Retro Heaven

The Final Round

The death of Muhammad Ali…

MUHAMMAD_ALIAli has gone. Dead at seventy four years of age. A slow, painful journey for a man consumed by Parkinson’s Disease, it was the cruellest of blows for the former heavyweight boxing champion of the world.

Was he the most famous man in the world? Quite probably. Unquestionably the most famous sportsman to have ever lived, a man whose talent, charisma and gravitas transcended sport, politics, languages and faith. He was a stellar figure in history and a man whose own history had many layers.

We are quick to gush plaudits on the deceased, it is easier to climb aboard the populist bandwagon than form a balanced opinion, we make humans appear superhuman, give their lives a gloss that those in the know would raise an eyebrow to and Ali was no different in that regard.

In the 1960s he was a magnificent boxer, as Cassius Clay he beat the world champion Sonny Liston in a fight many believed would end in the death of Clay. There was genuine concern that Liston would beat him to a pulp. Clay won and turned the boxing world on its head. He railed against the persecution of blacks in America, his stance on Vietnam was, in my opinion, his greatest moment. Why, he asked, should he, a black man, travel 10,000 miles to kill ‘brown people’ whilst negroes in Louisville are treated like dogs. He saw the worst of segregation and he became a loud and persistent voice in the fight for equality in the United States.

But, like any man, he had his flaws. His disgust at the names given to blacks didn’t stop him from describing fellow black boxer Joe Frazier as looking like a gorilla, a reference which deeply hurt and offended Frazier for many years to follow. He shared the Klu Klux Klan’s stance on interracial marriage and poked jibes at white people. He openly cheated on his second wife, his first marriage was dissolved when his wife refused to ‘behave’ in the manner expected of the Lost-Found Nation of Islam, the separatist black sect which gave Clay his new name of Muhammad Ali. There were strong murmurings that had Ali continued to support Malcolm X then perhaps the assassination would not have happened but it was his anti-war stance which cost him most dear.

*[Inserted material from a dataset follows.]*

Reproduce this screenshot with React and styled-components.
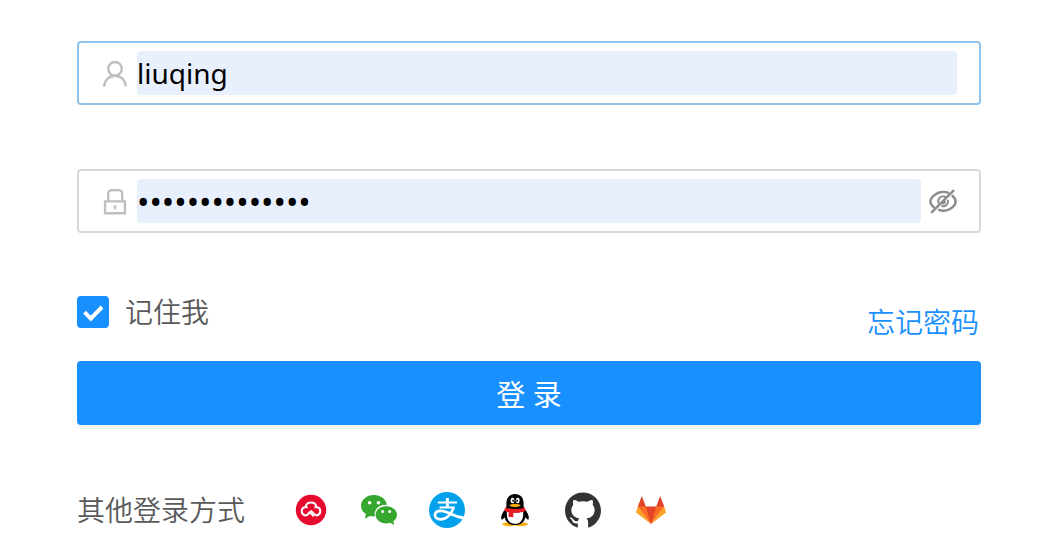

Refusing the draught cost him his heavyweight crown and stripped him of boxing for the next three years as punishment. He knew it would cost him a fortune  but he stuck by his beliefs and history will show that he stood up against that most pointless and shambolic of wars. By the 1970s he was involved in some of the greatest fights of all time, they are well documented but by the end of the decade his boxing star had begun to diminish. For me, watching his fights came with the inevitable soundtrack of my father moaning at Ali for constantly holding his opponents, leaning against the ropes as they used up their energy trying to land a punch on a heavily guarded Ali. It wasn’t pretty for the average viewer, tactically he was brilliant but once a young Larry Holmes arrived on the scene it was over for Ali as he lost round after round in a fight Holmes himself wanted to end for his faltering opponents sake and safety.

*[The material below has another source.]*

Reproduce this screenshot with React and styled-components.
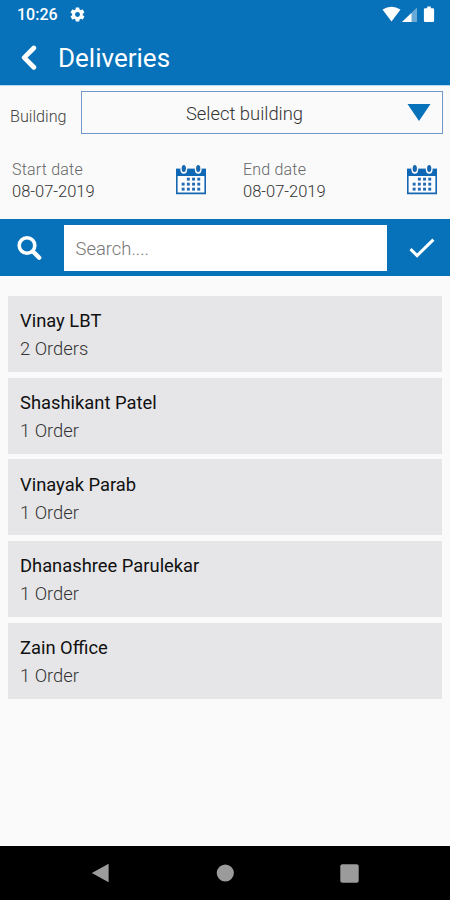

In retrospect he was a man of many layers, he wasn’t superhuman or God-like, who really is? He undoubtedly inspired many, his presence lit up not just rooms but whole communities. People took his experiences as a young black man fighting injustice on his home soil as the ‘Olympic Nigger’ and credited him for what they would go on to achieve. What made Ali great was the simple fact that nobody wanted to diminish his standing. He called himself the greatest and everyone nodded in agreement. Would he have beaten Mike Tyson in his prime? we could never know, but Tyson’s ferocity at the peak of his powers was extraordinary. Yet the boxing world including Tyson himself refused to publically consider the possibility for a moment.

In sporting terms there have been comparable, arguably greater achievements than Ali’s yet nobody comes close as a global icon. He was a complete one-off, this century cannot produce another like him, if the sporting world could take one thing from Ali’s legacy it would be to put some personality back into this increasingly dull, sterile and PC fearing world. Ali didn’t give a damn and we’ve lost that.